En attendant, avant d’aller plus loin, nous devons reprendre des forces, réviser notre matériel, embaucher de nouveaux porteurs, afin de se faire mieux comprendre, car ici les dialectes changent en même temps que les tribus rencontrées.

         Les contacts chez les Korowaïs sont assez faciles et je profite de ce moment de répit pour m’intégrer, autant que faire se peut, à leur vie quotidienne. Ils sont complètement nus. Mais ici, pas d’étui pénien démesuré. Il a été remplacé par une simple et modeste coquille de feuilles qui suffit à cacher le sexe viril. Les femmes portent un pagne de fibres végétales, à bourrelets chevauchants, de la taille d’une courte minijupe. Rien d’autre en dessous ! Ce qui pourrait apparaître comme une commodité, une simplification des choses de la vie.! Absence de pudeur ? On peut en douter. La pudeur n’a probablement pas grande signification dans ces populations. Il est beaucoup plus vraisemblable que la nature a imposé sa loi et que même un semblant de culotte dans un tel contexte d’humidité et d’abondance microbienne, tournerait bientôt à la catastrophe. Je constate, par exemple, que beaucoup de femmes se grattent et que leur peau se détache sur de vastes surfaces, sur les bras, le ventre, les cuisses… C’est le résultat de l’humidité provoquant l’apparition d’inguérissables mycoses.

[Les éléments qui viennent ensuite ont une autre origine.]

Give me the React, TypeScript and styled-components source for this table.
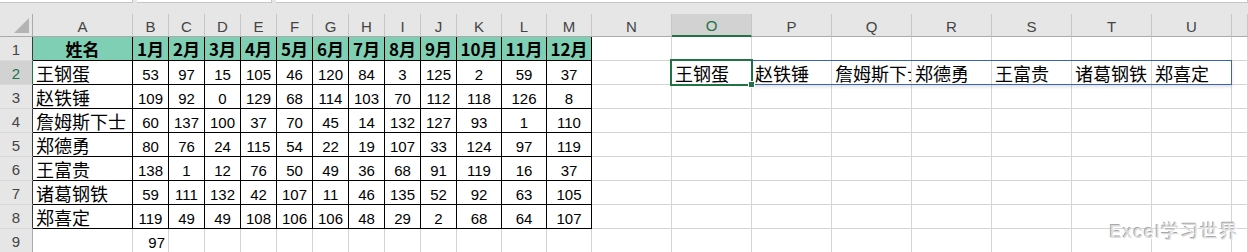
import React from "react";
import styled, { createGlobalStyle } from "styled-components";

const GlobalStyle = createGlobalStyle`
  body {
    margin: 0;
    background: #ffffff;
    font-family: "Liberation Sans", "Noto Sans CJK SC", sans-serif;
  }
`;

const GRID = "#d4d4d4";
const BLACK = "#000000";
const GREEN = "#217346";
const HEAD_BG = "#e6e6e6";
const HEAD_SEL = "#d2d2d2";

const Page = styled.div`
  position: relative;
  width: 1248px;
  height: 252px;
  overflow: hidden;
  background: #ffffff;
`;

const FormulaStrip = styled.div`
  display: flex;
  gap: 4px;
  height: 14px;
  background: ${HEAD_BG};
`;

const StripBox = styled.div<{ $w: string }>`
  flex: ${(p) => p.$w};
  height: 2px;
  background: #ffffff;
  border-bottom: 1px solid #c6c6c6;
  border-right: 1px solid #c6c6c6;
`;

const Sheet = styled.div`
  position: relative;
  display: grid;
  grid-template-columns: 33px 100px repeat(9, 36px) repeat(3, 45px) repeat(8, 80px) 16px;
  grid-template-rows: 23px repeat(9, 24px);
`;

const Corner = styled.div`
  position: relative;
  background: ${HEAD_BG};
  border-right: 1px solid #ababab;
  border-bottom: 1px solid #ababab;
  &::after {
    content: "";
    position: absolute;
    right: 3px;
    bottom: 3px;
    width: 0;
    height: 0;
    border-left: 15px solid transparent;
    border-bottom: 15px solid #b4b4b4;
  }
`;

const ColHeader = styled.div<{ $sel?: boolean }>`
  display: flex;
  align-items: center;
  justify-content: center;
  background: ${(p) => (p.$sel ? HEAD_SEL : HEAD_BG)};
  color: ${(p) => (p.$sel ? GREEN : "#444444")};
  border-right: 1px solid #c6c6c6;
  border-bottom: ${(p) => (p.$sel ? `2px solid ${GREEN}` : "1px solid #ababab")};
  box-sizing: border-box;
  font-family: "Liberation Sans", sans-serif;
  font-size: 15px;
  padding-top: 2px;
`;

const RowHeader = styled.div<{ $sel?: boolean; $edge: string }>`
  display: flex;
  align-items: center;
  justify-content: center;
  background: ${(p) => (p.$sel ? HEAD_SEL : HEAD_BG)};
  color: ${(p) => (p.$sel ? GREEN : "#444444")};
  border-right: 1px solid ${(p) => p.$edge};
  border-bottom: 1px solid #dadada;
  box-sizing: border-box;
  font-family: "Liberation Sans", sans-serif;
  font-size: 15px;
  padding-top: 2px;
`;

const Cell = styled.div<{
  $right: string;
  $bottom: string;
  $fill?: string;
  $align?: "left" | "center" | "right";
  $kind?: "name" | "num" | "head";
}>`
  position: relative;
  display: flex;
  align-items: center;
  justify-content: ${(p) =>
    p.$align === "center" ? "center" : p.$align === "right" ? "flex-end" : "flex-start"};
  padding: 0 3px;
  box-sizing: border-box;
  min-width: 0;
  overflow: hidden;
  white-space: nowrap;
  background: ${(p) => p.$fill || "#ffffff"};
  border-right: 1px solid ${(p) => p.$right};
  border-bottom: 1px solid ${(p) => p.$bottom};
  color: #000000;
  font-family: ${(p) =>
    p.$kind === "num" ? `"Liberation Sans", sans-serif` : `"Noto Sans CJK SC", sans-serif`};
  font-size: ${(p) => (p.$kind === "num" ? "15px" : p.$kind === "head" ? "17px" : "18px")};
  font-weight: ${(p) => (p.$kind === "head" ? 700 : 400)};
  padding-top: ${(p) => (p.$kind === "num" ? "3px" : "0")};
`;

// grid lines are explicit on both ends: an auto end line on an
// absolutely positioned grid child means the container edge
const Selection = styled.div`
  position: absolute;
  grid-column: 16 / 17;
  grid-row: 3 / 4;
  inset: -2px -1px -1px -2px;
  border: 2px solid ${GREEN};
  pointer-events: none;
  &::after {
    content: "";
    position: absolute;
    right: -4px;
    bottom: -4px;
    width: 5px;
    height: 5px;
    background: ${GREEN};
    border: 1px solid #ffffff;
  }
`;

const RangeOutline = styled.div`
  position: absolute;
  grid-column: 17 / 23;
  grid-row: 3 / 4;
  inset: -1px 0 0 0;
  border: 1px solid #3c64b4;
  border-left: none;
  box-shadow: 0 2px 3px rgba(0, 0, 0, 0.12);
  pointer-events: none;
`;

const Watermark = styled.div`
  position: absolute;
  right: 9px;
  bottom: 10px;
  font-family: "Liberation Sans", "Noto Sans CJK SC", sans-serif;
  font-size: 18px;
  line-height: 20px;
  color: #dcdcdc;
  text-shadow: 1px 1px 0 #ffffff, -1px -1px 0 #a8a8a8;
  letter-spacing: 1.5px;
  pointer-events: none;
`;

const letters = "ABCDEFGHIJKLMNOPQRSTUV".split("");
const months = ["1月", "2月", "3月", "4月", "5月", "6月", "7月", "8月", "9月", "10月", "11月", "12月"];

const people: [string, number[]][] = [
  ["王钢蛋", [53, 97, 15, 105, 46, 120, 84, 3, 125, 2, 59, 37]],
  ["赵铁锤", [109, 92, 0, 129, 68, 114, 103, 70, 112, 118, 126, 8]],
  ["詹姆斯下士", [60, 137, 100, 37, 70, 45, 14, 132, 127, 93, 1, 110]],
  ["郑德勇", [80, 76, 24, 115, 54, 22, 19, 107, 33, 124, 97, 119]],
  ["王富贵", [138, 1, 12, 76, 50, 49, 36, 68, 91, 119, 16, 37]],
  ["诸葛钢铁", [59, 111, 132, 42, 107, 11, 46, 135, 52, 92, 63, 105]],
  ["郑喜定", [119, 49, 49, 108, 106, 106, 48, 29, 2, 68, 64, 107]],
];

// column index 0 = A ... 21 = V
function renderCell(row: number, col: number) {
  const inTable = row >= 1 && row <= 8 && col <= 12;
  const right = inTable ? BLACK : GRID;
  const bottom = inTable ? BLACK : GRID;
  const key = `${row}-${col}`;

  if (row === 1 && col <= 12) {
    return (
      <Cell key={key} $right={right} $bottom={bottom} $fill="#7fcfb4" $align="center" $kind="head">
        {col === 0 ? "姓名" : months[col - 1]}
      </Cell>
    );
  }
  if (row >= 2 && row <= 8 && col <= 12) {
    const [name, nums] = people[row - 2];
    if (col === 0) {
      return (
        <Cell key={key} $right={right} $bottom={bottom} $kind="name">
          {name}
        </Cell>
      );
    }
    return (
      <Cell key={key} $right={right} $bottom={bottom} $align="center" $kind="num">
        {nums[col - 1]}
      </Cell>
    );
  }
  if (row === 9 && col === 1) {
    return (
      <Cell key={key} $right={right} $bottom={bottom} $align="right" $kind="num">
        97
      </Cell>
    );
  }
  if (row === 2 && col >= 14 && col <= 20) {
    return (
      <Cell key={key} $right={right} $bottom={bottom} $kind="name">
        {people[col - 14][0]}
      </Cell>
    );
  }
  return <Cell key={key} $right={right} $bottom={bottom} />;
}

export default function App() {
  const rows = [1, 2, 3, 4, 5, 6, 7, 8, 9];
  return (
    <Page>
      <GlobalStyle />
      <FormulaStrip>
        <StripBox $w="0 0 132px" />
        <StripBox $w="0 0 134px" />
        <StripBox $w="1" />
      </FormulaStrip>
      <Sheet>
        <Corner />
        {letters.map((l, i) => (
          <ColHeader key={l} $sel={l === "O"}>
            {i < 21 ? l : ""}
          </ColHeader>
        ))}
        {rows.map((r) => (
          <React.Fragment key={r}>
            <RowHeader $sel={r === 2} $edge={r === 2 ? GREEN : r <= 8 ? "#3a3a3a" : "#ababab"}>
              {r}
            </RowHeader>
            {letters.map((_, c) => renderCell(r, c))}
          </React.Fragment>
        ))}
        <RangeOutline />
        <Selection />
      </Sheet>
      <Watermark>Excel学习世界</Watermark>
    </Page>
  );
}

         Je note aussi les mêmes aspirations discrètes à l’embellissement du corps, la présence de bijoux, essentiellement des colliers faits de graines ou de coquillages. Parfois une grande coquille rose en guise de pectoral relève la beauté des poitrails. Des os de chauve-souris fixés sur le nez des femmes leur confèrent un air inattendu de coquetterie entomologique. Les enfants, même très petits, portent également des colliers de cauris. Une nouveauté : de gros tuyaux de bambou traversent le lobe de l’oreille.

         Dans la hutte perchée sur un arbre, où nous avons pris place, nous découvrons les mêmes armes. Des arcs et des flèches à usage spécialisé, les unes pour les porcs, les autres pour les oiseaux, certaines réservées aux hommes. A l’entrée, sont installées des paquets de colonnes vertébrales de serpents, des crânes de cochons, de grosses coquilles d’œufs de casoars. Au milieu de la case, un feu brûle en permanence. Aux femmes l’obligation de faire la cuisine : du poisson, du serpent, du sagou grillé, des oiseaux, des larves… A cela il faut ajouter des racines, des bananes cuites dans la cendre. Le menu reste invariable et peu abondant. Les ressources alimentaires de la forêt sont clairsemées. Les femmes s’occupent des tâches ménagères, nourrissent les enfants. Les hommes fument du tabac dans de grands tuyaux de bambou à incisions géométriques. On fabrique de la ficelle et du fil avec des fibres d’écorce. On agrandit ou on reconstruit les maisons en pliant des feuilles de palmier sur des structures en bois. Les guerres entre clans mettent de temps en temps les villages en effervescence. Rapts de cochons ou de femmes en sont le plus souvent la cause. Elles se terminent aux premiers morts. Et tout se calme en attendant la prochaine attaque. De vengeance en vengeance, la guerre ne finit jamais. Mais peut-être n’avons nous pas raison de parler de guerre ? Ici règne une loi impitoyable, celle de la vie et de la survie. Cette loi impose de manger et de procréer. Elle est essentielle pour assurer la pérennité à la fois des individus et des groupes humains confrontés aux exigences des conditions naturelles.

         Les Korowaïs  sont de tradition paléolithique, ce que confirme un outillage de pierre fait d’herminettes seulement polies sur le tranchant.

         Ainsi, j’ai l’incroyable privilège de partager la vie d’hommes préhistoriques. Les Papous Korowaïs trouvent les glucides dans le sagoutier, un palmier dont le tronc contient de l’amidon. J’admire le savoir faire de ces hommes qui abattent l’arbre à l’herminette de pierre. Le tronc est ouvert sur le dessus, avec une racines de sagoutier aiguisée. On a l’impression d’assister à la fabrication d’une pirogue ! Bientôt toute la moelle de l’arbre est réduite en farine.! Riche en amidon, elle est transportée dans de longues gouttières qui ne sont autres que les longs pétioles des palmes du sagoutier. Dans ces rigoles on fait couler de l’eau, ce qui, par effet de lavage, sépare l’amidon qui s’accumule au point le plus bas, fournissant une masse blanche dans laquelle on découpe ensuite des pavés qui se conserveront pendant six mois. Avec le sagou on pétrit de grossières galettes que l’on fera cuire sur la braise.

         Les Korowaïs trouvent les graisses dans les vers blancs du sagoutier. Une fête du ver de sagoutier réunit plusieurs clans au cours de laquelle on échange des femmes.

         Ils se procurent d’autres corps gras dans les fruits du Pandanus, après cuisson. La chaleur est obtenue à partir de pierres chauffées à blanc empilées sur les aliments. Les fruits cuits sont ensuite pressés à la main pour en extraire un jus gras.

Je venais de parcourir 10 000 ans d’histoire.